Published:  28 October, 2011

Sterling hit a seven week high against the US dollar but dropped by around 1.5% against the euro as European leaders struck a deal on the euro zone debt crisis.

Sterling hit a seven week high against the US dollar but dropped by around 1.5% against the euro as European leaders struck a deal on the euro zone debt crisis.

Currency rates & Comments - October 28

EURO/GBP - 1.1356
US$/GBP - 1.6054
CHF/GBP - 1.3887
CAN$/GBP
- 1.5961
AUS$/GBP - 1.5072
ZAR/GBP
- 12.4542
JPY/GBP - 121.95
HKD/GBP -
12.4958
NZD/GBP -
1.9656
SEK/GBP - 10.2248
AED/GBP -
5.798
US$/EURO - 1.4151



The agreement saw risk appetite improve significantly and investors look to invest in the euro again. Sterling's underperformance against the euro has been put down to a recent run of investors reversing 'safe haven' holdings in sterling as UK data underperformed and the Bank of England announced a 2nd round of Quantitative Easing. Sterling had held steady all week against the euro as investors awaited the results of the EU summit, however the announcement that came early yesterday morning saw a large swing of volatility. One upside for sterling is that it may strengthen towards $1.63/£1 against the US dollar.

In the euro zone, the euro surged by 2% against the US dollar as investors traded on the optimism of the announcement of a solution to the euro zone debt crisis. After a night of deadlocked talks, markets hardly reacted at all, but when the US markets opened, the euro made ground breaking above $1.41/€1, coming within touching distance of $1.42/€1. Stock markets rallied around the world on the market optimism. Some analysts however are less than optimistic pointing to the lack of detail on implementation of the plan.

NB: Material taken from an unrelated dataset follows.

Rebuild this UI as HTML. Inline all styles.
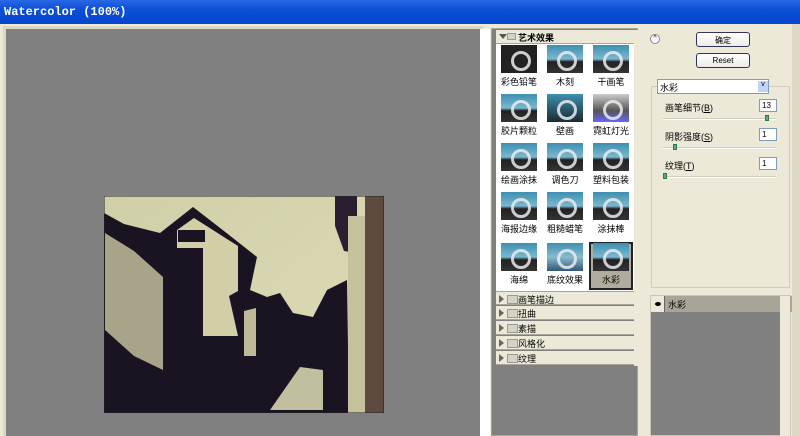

In the USA, with all eyes on Europe it was fairly easy to forget about important data released in the USA - 3rd Quarter GDP growth figures. The US economy grew at a pace that was expected by markets, delivering figures of 2.5% growth. This was boosted by an increase in consumer spending and other positive economic data, with unemployment claims decreasing by 2000 for the week. 

Elsewhere, in other news this week, the New Zealand dollar strengthened against its counterparts as the central bank governor announced plans to potentially increase interest rates. The Japanese central bank announced a fresh round of 5 trillion yen's worth of Quantitative Easing.


Supplied by Nick Ryder of Smart Currency Exchange, the currency partner to Harpers Wine and Spirit who have teamed up with Smart to provide readers with a free bespoke currency serviceGo to www.smartcurrencybusiness.com/winespirit for more information or call on 0207 898 0500.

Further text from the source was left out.